Nothing appeals to me more than fresh hops. And there was a strong theme of just that throughout the festival. Given how many assaulted my taste buds I’m in no position to formally review any of the beers I tried but stand out beers for me, were Double Irish from 8 degrees brewing (tremendous big biting double IPA, incredibly fresh and was a beer I kept returning to over the weekend), White Hag brewery had a oatmeal stout which they were serving through a coffee infusion using a randall and it was double, nay tripple espresso strength amazingly good, and while my aim was to try all the Irish beers, I was lucky enough to get some of Buxton’s Ice Cream Pale Ale, which I’m convinced is simply a vanilla ice cream float/milkshake disguised to look like a beer. Amazing stuff!
Next up, meet Joe. Joe Kearns is the head brewer for a brewery called White Hag. When I first met Joe, he was stood behind the brewery bar with all the medals they’d won that weekend around his neck. Joe’s a man who has brawn in abundance and with those round his neck, he looked very much like he wasn’t getting in no plane…. But by the end of the weekend, we’d gotten to know Joe very well. And not only is he a great bloke, he’s also a brewer of some distinction. The beers on the White Hag bar were all incredibly high quality and as diverse as you could ever hope for. The bar was set up on the far wall which took alittle bit of discovering but once there, they stood proud with a very colourful display of signs detailing what was on offer. Now here’s a brewery who have embraced the notion of craft and invention. My first thought was that there were an awful lot of beers available and yet once I’d tried a couple, I wanted to try more. My first choice was a nitro oatmeal stout, which was very good quality. A nice contrast to the abundance of hoppy pale beers that I’d had in the build up. Incredibly smooth, deep roast flavours yet light enough in flavour to not overpower your palette. I was also lucky enough to try their Brett Pale Ale, which as the name tells you was a well bodied pale ale, funked up to the max with Brett. The aroma was pure funk. Like a Belgian holiday on juicy berries, but in flavour you got the light easy going pale malt character with a finish of that funky fruit. Made for a very drinkable, flavourful beer. And as I say that coffee infused oatmeal stout was strong enough to blow away even the most hardy of cobwebs.

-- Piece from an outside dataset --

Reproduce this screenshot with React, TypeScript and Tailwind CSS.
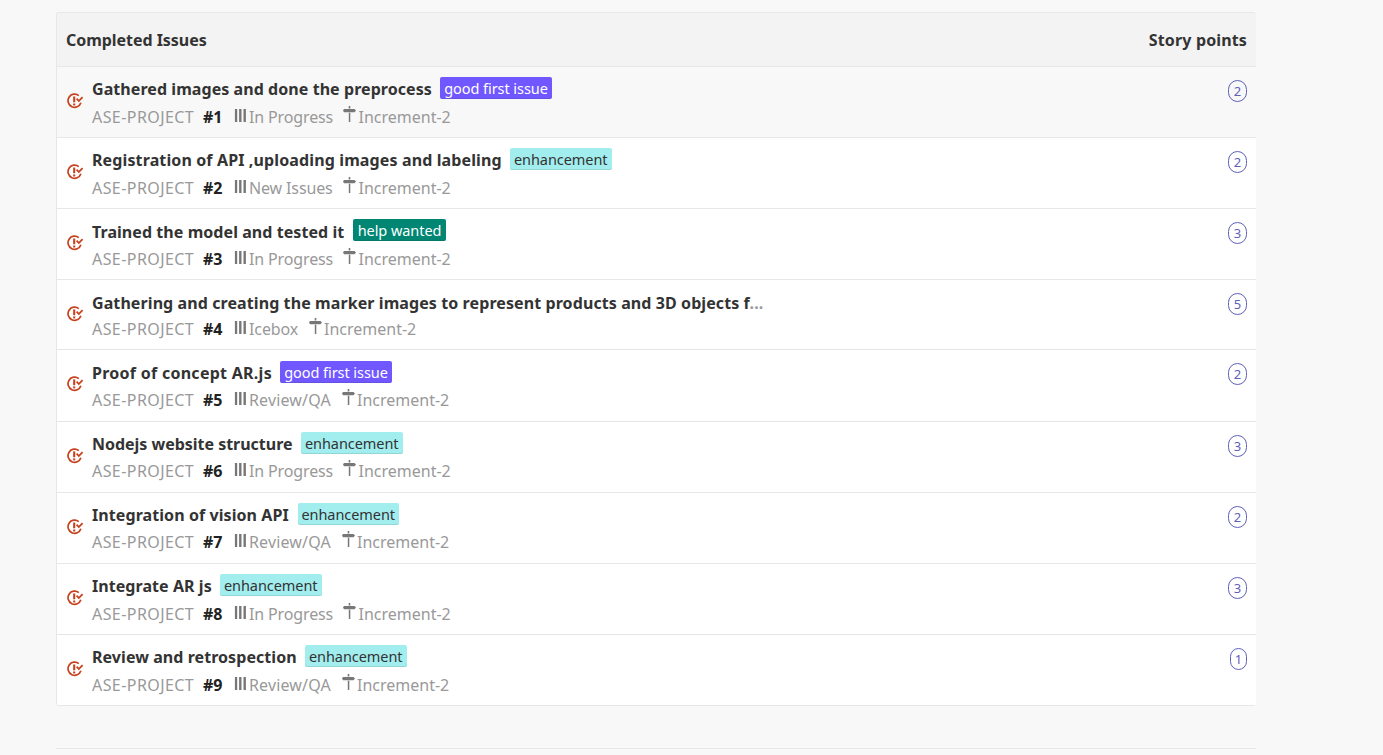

For me the key to what I hope for in a brewery is quality and invention. Get that balance right and I’m all over it. For me White Hag brewery are the ones that appeal to me most from my time in Ireland. There were others too which are well worth mentioning, including Blacks of Kinsale and Trouble Brewing who again both had some incredibly good beers on, High Vis (again a double IPA) was stonkingly good.

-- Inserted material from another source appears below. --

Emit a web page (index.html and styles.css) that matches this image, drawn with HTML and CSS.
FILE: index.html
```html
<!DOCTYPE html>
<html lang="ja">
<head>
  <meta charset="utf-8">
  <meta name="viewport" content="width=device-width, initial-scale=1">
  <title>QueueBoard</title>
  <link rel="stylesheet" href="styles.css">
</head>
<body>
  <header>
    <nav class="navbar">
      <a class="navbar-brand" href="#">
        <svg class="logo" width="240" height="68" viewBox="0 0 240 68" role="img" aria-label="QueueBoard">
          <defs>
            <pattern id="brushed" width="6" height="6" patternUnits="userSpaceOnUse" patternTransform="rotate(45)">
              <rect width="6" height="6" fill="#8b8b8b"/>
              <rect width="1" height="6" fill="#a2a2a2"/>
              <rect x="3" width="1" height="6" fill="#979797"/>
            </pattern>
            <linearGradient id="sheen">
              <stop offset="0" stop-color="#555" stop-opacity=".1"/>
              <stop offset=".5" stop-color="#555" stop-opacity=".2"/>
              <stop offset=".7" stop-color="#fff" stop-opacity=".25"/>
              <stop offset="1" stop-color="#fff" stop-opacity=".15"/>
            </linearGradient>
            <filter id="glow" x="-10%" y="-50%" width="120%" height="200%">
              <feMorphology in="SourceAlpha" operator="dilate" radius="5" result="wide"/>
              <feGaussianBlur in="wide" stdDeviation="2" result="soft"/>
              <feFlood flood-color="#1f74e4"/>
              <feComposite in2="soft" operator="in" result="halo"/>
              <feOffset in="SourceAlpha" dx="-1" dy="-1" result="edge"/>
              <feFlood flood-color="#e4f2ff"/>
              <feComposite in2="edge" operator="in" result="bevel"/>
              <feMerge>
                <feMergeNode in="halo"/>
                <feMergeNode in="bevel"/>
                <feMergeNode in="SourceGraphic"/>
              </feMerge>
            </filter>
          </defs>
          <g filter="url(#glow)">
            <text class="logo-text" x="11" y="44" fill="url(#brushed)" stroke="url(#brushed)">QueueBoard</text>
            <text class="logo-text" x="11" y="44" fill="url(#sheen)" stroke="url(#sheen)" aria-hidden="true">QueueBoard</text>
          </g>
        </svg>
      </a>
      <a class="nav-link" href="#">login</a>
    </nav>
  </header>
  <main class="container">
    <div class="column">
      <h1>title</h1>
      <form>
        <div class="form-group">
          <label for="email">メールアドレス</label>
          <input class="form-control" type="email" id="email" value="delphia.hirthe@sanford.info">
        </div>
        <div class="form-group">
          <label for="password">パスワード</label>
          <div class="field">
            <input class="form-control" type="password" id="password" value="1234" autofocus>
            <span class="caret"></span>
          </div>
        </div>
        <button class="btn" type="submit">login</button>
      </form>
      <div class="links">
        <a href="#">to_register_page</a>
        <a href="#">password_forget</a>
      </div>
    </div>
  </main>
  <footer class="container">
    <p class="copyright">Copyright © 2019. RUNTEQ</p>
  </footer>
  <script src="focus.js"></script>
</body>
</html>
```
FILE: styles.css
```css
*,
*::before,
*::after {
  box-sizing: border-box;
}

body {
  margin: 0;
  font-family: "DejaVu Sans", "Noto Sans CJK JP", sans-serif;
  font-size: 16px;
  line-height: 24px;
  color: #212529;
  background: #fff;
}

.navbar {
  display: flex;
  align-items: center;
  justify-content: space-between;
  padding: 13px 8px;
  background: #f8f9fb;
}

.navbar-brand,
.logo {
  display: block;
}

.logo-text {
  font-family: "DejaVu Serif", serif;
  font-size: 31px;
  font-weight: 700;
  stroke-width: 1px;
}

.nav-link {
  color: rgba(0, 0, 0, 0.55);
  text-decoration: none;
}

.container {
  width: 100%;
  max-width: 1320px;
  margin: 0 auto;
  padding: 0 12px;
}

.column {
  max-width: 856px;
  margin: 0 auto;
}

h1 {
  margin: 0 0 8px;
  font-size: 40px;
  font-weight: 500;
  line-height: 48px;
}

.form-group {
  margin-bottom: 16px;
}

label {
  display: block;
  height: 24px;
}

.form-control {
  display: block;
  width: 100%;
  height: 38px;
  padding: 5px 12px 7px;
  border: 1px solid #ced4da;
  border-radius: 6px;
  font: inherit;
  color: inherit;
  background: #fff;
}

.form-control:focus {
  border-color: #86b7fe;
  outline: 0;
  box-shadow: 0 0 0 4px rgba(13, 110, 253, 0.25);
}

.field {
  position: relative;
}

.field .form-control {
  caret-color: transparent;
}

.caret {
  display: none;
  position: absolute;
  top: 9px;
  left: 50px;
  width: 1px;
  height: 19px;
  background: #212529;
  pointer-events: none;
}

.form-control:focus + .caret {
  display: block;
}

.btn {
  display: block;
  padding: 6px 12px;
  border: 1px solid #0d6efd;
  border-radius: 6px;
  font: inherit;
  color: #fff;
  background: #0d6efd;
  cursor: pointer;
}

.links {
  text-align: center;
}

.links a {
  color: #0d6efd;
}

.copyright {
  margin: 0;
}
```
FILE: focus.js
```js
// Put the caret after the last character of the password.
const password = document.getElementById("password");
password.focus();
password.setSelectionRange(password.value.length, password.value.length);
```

Other beers of note, Goodbye blue Monday, a oatmeal pale ale. Hoppy and delightful but also that oatmeal gives the body a real smoothness. The other oatmeal pale I tried was Wired IPA from Trouble Brewing, again the oatmeal texture didn’t put them off hopping this to high heavens. This is a style which greatly appeals. Goodbye Blue Monday was the first Irish beer I had when I landed in Dublin and very welcome it was too. Another oatmeal pale ale with a delicious amount of hops but beautifully balanced overall.
One other brewery to mention is Bru Brewery, who had kegged their Darkside IPA for the first time and I’m reliably informed got more out of it as a result. It certainly was a great IPA. And speaking to them I discovered that they have been invited over to Tyneside in September for the Great North Run festival. So seek out their beers while they’re here! I certainly will!
The whole weekend was all about warm welcomes. Every single person I came into contact with were welcoming, engaging and bright happy people. Special mention must go to Maeve Desmond and the Alltech media support girls at the festival went above and beyond in their efforts to look after us, they had to put up with a lot from us but it really was appreciated and not once did they ever display anything other than being happy to be of assistance. They made the whole experience so easy for us and the media facilities are something I think many other UK beer festivals could learn a lot from.
There’s part of me felt that this festival was better than Indyman. It certainly had fewer sour/fruit beers and more hop forward beers which are the beers I love. There was very little beer snobbery in the room, it felt more like a closely knit beer community coming together with mutual respect for each other. All in all, a very nice feel to the room.
Speaking of Snobs, my biggest shout out goes to Janice and Wayne, aka the Irish Beer Snobs who were my guides/landlords/hosts for the weekend. I had a cracking time and a right good laugh, and feel I made a lot of new friends. I’m already looking forward to whenever it is that I can get back to sample these beers again!